Learn How To Focus On What Really Matters

When discussing “inner game,” we touched on the need to delegate and let go of low-level tasks. Aside from building trust in your team, delegation is also necessary to reclaim some semblance of focus.

As a founder, you will be facing a torrent of information and decisions to make. Founders who quibble about a dApp’s font sizes often have trouble prioritizing their focus. Someone else needs to discover and fix these minor problems while they focus on decisions where their input is truly needed.

Quote: Hiring someone more organized than me… was something that helped a lot.

Hire People Who Can Execute

For most of the founders on the panel, the key to regaining lost focus was hiring someone with the ability to execute with minimal instruction.

Early on, a fellow founder advised Claudia from Banyan to hire people who can “do the needful”. This meant finding people who don’t need confirmation for every small decision—people who can “get things done,” even if they might not do them perfectly.

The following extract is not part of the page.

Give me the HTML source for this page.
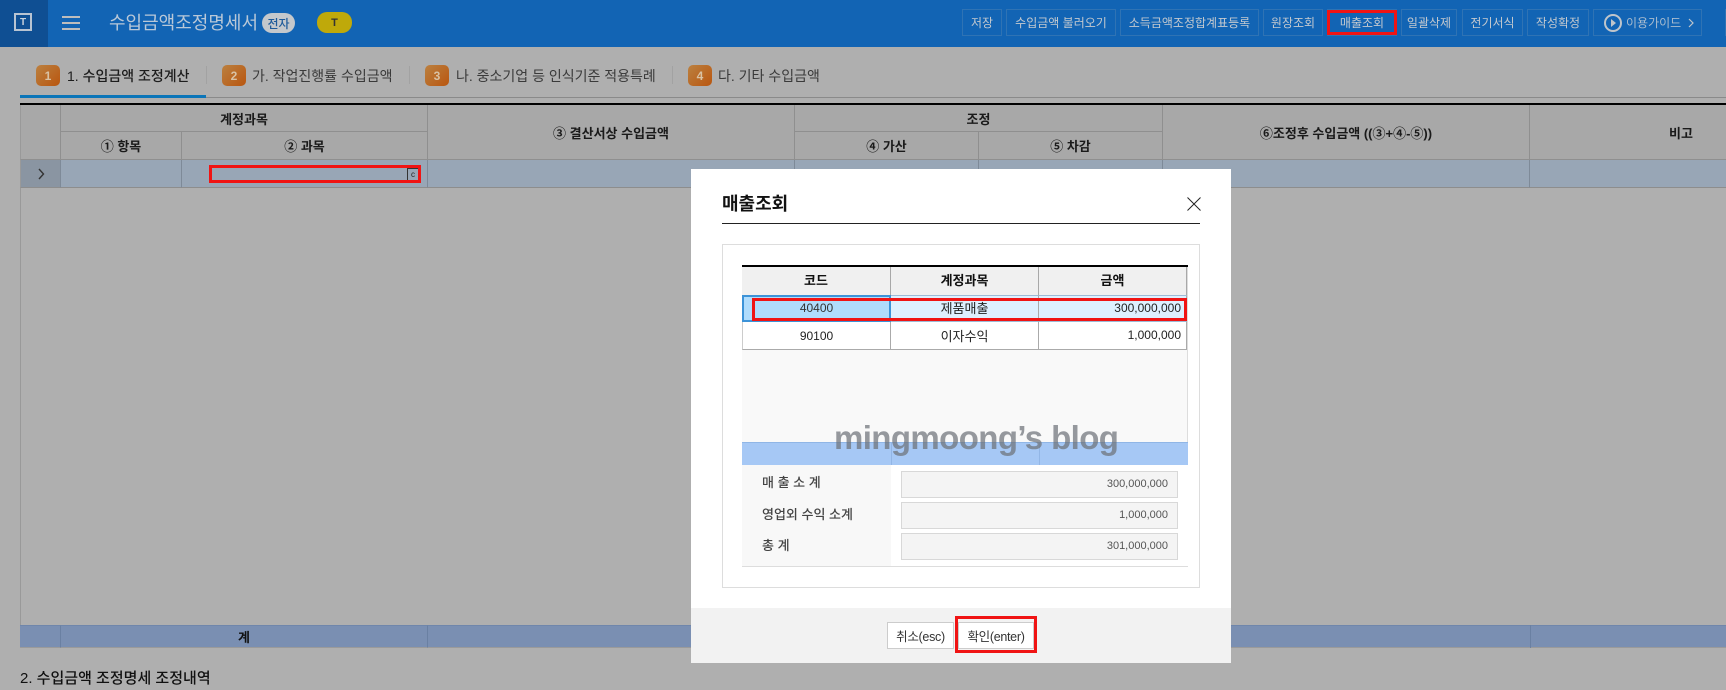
<!DOCTYPE html>
<html lang="ko"><head><meta charset="utf-8"><title>매출조회</title>
<style>
html,body{margin:0;padding:0;width:1726px;height:690px;overflow:hidden;background:#afafaf}
body{position:relative;font-family:"Liberation Sans","Noto Sans CJK KR",sans-serif;color:#111}
div,span{position:absolute;box-sizing:border-box;white-space:nowrap}
.c{display:flex;align-items:center;justify-content:center}
.btn{top:9px;height:27px;border:1px solid #2f73b4;color:#c4c9cf;font-size:12px}
.tb{top:65px;width:24px;height:21px;border-radius:5px;background:linear-gradient(135deg,#bb8040,#b9560f);color:#d9c2a4;font-size:12px;font-weight:700}
.tt{top:64px;height:24px;font-size:14px;line-height:24px;color:#2a2a2a}
.th{background:#a8a8a8;border-right:1px solid #8f8f8f;border-bottom:1px solid #8f8f8f;font-size:13px;font-weight:700;color:#1a1a1a}
.dr{top:160px;height:28px;background:#98a6b6;border-right:1px solid #7e8a98;border-bottom:1px solid #8d8d8d}
.tr{top:625px;height:23px;background:#7a8fb2;border-right:1px solid #6a80a2;border-top:1px solid #6f86ab;border-bottom:1px solid #9a9a9a}
.red{border:3px solid #f01414}
.mh{background:#f0f0f0;border-right:1px solid #a8a8a8;font-size:13px;font-weight:700;top:267px;height:28px;color:#111;padding-bottom:3px}
.md{font-size:13px;color:#222;border-right:1px solid #aaa;border-bottom:1px solid #aaa;height:28px}
.n{font-size:12px}
.lb{left:762px;font-size:13px;color:#444;font-weight:500;height:20px;line-height:20px}
.inp{left:901px;width:277px;height:27px;background:#f4f4f4;border:1px solid #d8d8d8;font-size:11px;color:#555;text-align:right;padding-right:9px;line-height:25px}
</style></head><body>

<div style="left:0;top:0;width:1726px;height:47px;background:#1264b4"></div>
<div style="left:0;top:0;width:48px;height:47px;background:#0f4f93"></div>
<div class="c" style="left:14px;top:13px;width:18px;height:18px;border:2px solid #b8c4d2;color:#c9d2dc;font-size:10px;font-weight:700">T</div>
<div style="left:62px;top:16px;width:18px;height:2px;background:#bdbdbd"></div>
<div style="left:62px;top:22px;width:18px;height:2px;background:#bdbdbd"></div>
<div style="left:62px;top:28px;width:18px;height:2px;background:#bdbdbd"></div>
<div style="left:109px;top:10px;height:26px;line-height:26px;font-size:18px;color:#b9c8d8">수입금액조정명세서</div>
<div class="c" style="left:262px;top:13px;width:33px;height:20px;border-radius:10px;background:#c4c8cc;color:#1d5a9a;font-size:12px;font-weight:500">전자</div>
<div class="c" style="left:317px;top:12px;width:35px;height:21px;border-radius:10px;background:#bfa90a;color:#333;font-size:11px;font-weight:700">T</div>

<div class="btn c" style="left:962px;width:40px">저장</div>
<div class="btn c" style="left:1006px;width:110px">수입금액 불러오기</div>
<div class="btn c" style="left:1120px;width:139px">소득금액조정합계표등록</div>
<div class="btn c" style="left:1263px;width:60px">원장조회</div>
<div class="btn c" style="left:1327px;width:70px">매출조회</div>
<div class="btn c" style="left:1401px;width:56px">일괄삭제</div>
<div class="btn c" style="left:1462px;width:61px">전기서식</div>
<div class="btn c" style="left:1527px;width:62px">작성확정</div>
<div class="btn" style="left:1593px;width:109px"></div>
<svg style="position:absolute;left:1603px;top:13px" width="20" height="20" viewBox="0 0 20 20"><circle cx="10" cy="10" r="8" fill="none" stroke="#bfc5cb" stroke-width="2"/><path d="M8 6l5 4-5 4z" fill="#bfc5cb"/></svg>
<div style="left:1626px;top:13px;height:20px;line-height:20px;font-size:12px;color:#a9bccf">이용가이드</div>
<svg style="position:absolute;left:1687px;top:18px" width="8" height="10" viewBox="0 0 8 10"><path d="M2 1l4 4-4 4" fill="none" stroke="#bfc5cb" stroke-width="1.2"/></svg>
<div class="btn red" style="left:1327px;top:10px;width:70px;height:25px;background:none"></div>
<div style="left:1725px;top:9px;width:1px;height:27px;background:#2f73b4"></div>

<div style="left:20px;top:97px;width:1706px;height:1px;background:#8a8a8a"></div>
<div style="left:20px;top:95px;width:186px;height:3px;background:#0b75b8"></div>
<div class="tb c" style="left:36px">1</div><div class="tt" style="left:67px;color:#1d1d1d;font-weight:500">1. 수입금액 조정계산</div>
<div style="left:206px;top:66px;width:1px;height:18px;background:#a2a2a2"></div>
<div class="tb c" style="left:222px">2</div><div class="tt" style="left:252px;color:#3a3a3a">가. 작업진행률 수입금액</div>
<div style="left:409px;top:66px;width:1px;height:18px;background:#a2a2a2"></div>
<div class="tb c" style="left:425px">3</div><div class="tt" style="left:456px;color:#3a3a3a">나. 중소기업 등 인식기준 적용특례</div>
<div style="left:672px;top:66px;width:1px;height:18px;background:#a2a2a2"></div>
<div class="tb c" style="left:688px">4</div><div class="tt" style="left:718px;color:#3a3a3a">다. 기타 수입금액</div>

<div style="left:20px;top:103px;width:1706px;height:2px;background:#000"></div>
<div class="th" style="left:20px;top:105px;width:41px;height:55px;border-left:1px solid #999"></div>
<div class="th c" style="left:61px;top:105px;width:367px;height:27px">계정과목</div>
<div class="th c" style="left:61px;top:132px;width:121px;height:28px">① 항목</div>
<div class="th c" style="left:182px;top:132px;width:246px;height:28px">② 과목</div>
<div class="th c" style="left:428px;top:105px;width:367px;height:55px">③ 결산서상 수입금액</div>
<div class="th c" style="left:795px;top:105px;width:368px;height:27px">조정</div>
<div class="th c" style="left:795px;top:132px;width:184px;height:28px">④ 가산</div>
<div class="th c" style="left:979px;top:132px;width:184px;height:28px">⑤ 차감</div>
<div class="th c" style="left:1163px;top:105px;width:367px;height:55px">⑥조정후 수입금액 ((③+④-⑤))</div>
<div class="th c" style="left:1530px;top:105px;width:196px;height:55px;border-right:0;justify-content:flex-start;padding-left:139px">비고</div>

<div class="dr" style="left:20px;width:41px;background:#8a95a2;border-left:1px solid #999"></div>
<svg style="position:absolute;left:37px;top:168px" width="8" height="12" viewBox="0 0 8 12"><path d="M2 1l4.500 5L2 11" fill="none" stroke="#333" stroke-width="1.4"/></svg>
<div class="dr" style="left:61px;width:121px"></div>
<div class="dr" style="left:182px;width:246px"></div>
<div class="dr" style="left:428px;width:367px"></div>
<div class="dr" style="left:795px;width:184px"></div>
<div class="dr" style="left:979px;width:184px"></div>
<div class="dr" style="left:1163px;width:367px"></div>
<div class="dr" style="left:1530px;width:196px;border-right:0"></div>
<div class="red" style="left:209px;top:165px;width:212px;height:18px"></div>
<div class="c" style="left:407px;top:168px;width:11px;height:12px;border-left:1px solid #333;border-top:1px solid #333;font-size:8px;color:#222">c</div>

<div style="left:20px;top:188px;width:1px;height:437px;background:#999"></div>

<div class="tr" style="left:20px;width:41px"></div>
<div class="tr c" style="left:61px;width:367px;font-size:13px;font-weight:700;color:#111">계</div>
<div class="tr" style="left:428px;width:1298px;border-right:0"></div>
<div style="left:1530px;top:625px;width:1px;height:23px;background:#6a80a2"></div>
<div style="left:20px;top:669px;height:20px;line-height:20px;font-size:15px;font-weight:500;color:#111">2. 수입금액 조정명세 조정내역</div>

<!-- modal -->
<div style="left:691px;top:169px;width:540px;height:494px;background:#fff"></div>
<div style="left:722px;top:191px;height:26px;line-height:26px;font-size:18px;font-weight:700;color:#111">매출조회</div>
<svg style="position:absolute;left:1187px;top:197px" width="14" height="14" viewBox="0 0 14 14"><path d="M.5.5l13 13M13.500.5l-13 13" fill="none" stroke="#222" stroke-width="1"/></svg>
<div style="left:722px;top:223px;width:478px;height:1px;background:#222"></div>
<div style="left:722px;top:244px;width:478px;height:344px;border:1px solid #ddd"></div>

<div style="left:742px;top:265px;width:446px;height:2px;background:#000"></div>
<div class="mh c" style="left:742px;width:149px">코드</div>
<div class="mh c" style="left:891px;width:148px">계정과목</div>
<div class="mh c" style="left:1039px;width:148px">금액</div>

<div class="md c n" style="left:742px;top:295px;width:149px;height:27px;background:#b0dcfc;border:2px solid #3d93d8;color:#333;padding-bottom:1px">40400</div>
<div class="md c" style="left:891px;top:295px;width:148px;height:27px;background:#def0ff;border-top:1px solid #9dbbd6;border-bottom:1px solid #9dbbd6;padding-bottom:2px">제품매출</div>
<div class="md n" style="left:1039px;top:295px;width:148px;height:27px;background:#def0ff;text-align:right;padding-right:5px;line-height:24px;border-top:1px solid #9dbbd6;border-bottom:1px solid #9dbbd6">300,000,000</div>
<div class="md c n" style="left:742px;top:322px;width:149px;border-left:1px solid #ccc;">90100</div>
<div class="md c" style="left:891px;top:322px;width:148px">이자수익</div>
<div class="md n" style="left:1039px;top:322px;width:148px;text-align:right;padding-right:5px;line-height:27px">1,000,000</div>

<div style="left:742px;top:350px;width:446px;height:92px;background:#f9f9f9"></div>
<div style="left:1187px;top:267px;width:1px;height:175px;background:#ddd"></div>
<div style="left:742px;top:442px;width:446px;height:23px;background:#a6c8f5;border-top:1px solid #90b6e6"></div>
<div style="left:891px;top:442px;width:1px;height:23px;background:#92b6e6"></div>
<div style="left:1039px;top:442px;width:1px;height:23px;background:#92b6e6"></div>

<div style="left:742px;top:465px;width:149px;height:101px;background:#f8f8f8"></div>
<div style="left:742px;top:566px;width:446px;height:1px;background:#ddd"></div>
<div class="lb" style="top:473px">매 출 소 계</div>
<div class="lb" style="top:505px">영업외 수익 소계</div>
<div class="lb" style="top:536px">총 계</div>
<div class="inp" style="top:471px">300,000,000</div>
<div class="inp" style="top:502px">1,000,000</div>
<div class="inp" style="top:533px">301,000,000</div>

<div class="red" style="left:752px;top:298px;width:435px;height:23px"></div>

<div style="left:834px;top:417px;height:42px;line-height:42px;font-size:33px;font-weight:700;color:rgba(110,113,121,.72);letter-spacing:-.6px">mingmoong’s blog</div>

<div style="left:691px;top:608px;width:540px;height:55px;background:#f2f2f2"></div>
<div class="c" style="left:887px;top:622px;width:67px;height:27px;background:#fff;border:1px solid #ccc;font-size:12.500px;color:#333;letter-spacing:-.3px">취소(esc)</div>
<div class="c" style="left:958px;top:622px;width:76px;height:27px;background:#fff;border:1px solid #ccc;font-size:12.500px;color:#333;letter-spacing:-.3px">확인(enter)</div>
<div class="red" style="left:955px;top:616px;width:82px;height:37px"></div>
</body></html>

Likewise, Marco from Ensuro found that hiring someone who was more organized than him made all the difference. This new hire immediately set to work organizing Scrum meetings, setting up task management systems, and chasing up tickets—this new structured approach also helped Marco to streamline his own focus and that of his team; “the productivity of the entire team spiked”.

Learn How To Say No

Aki from DLC.link also stressed the importance of saying no and overcoming feelings of guilt when declining activities that aren’t a good use of your time. The main challenge is balancing empathy with team members with the need to set boundaries and keep them.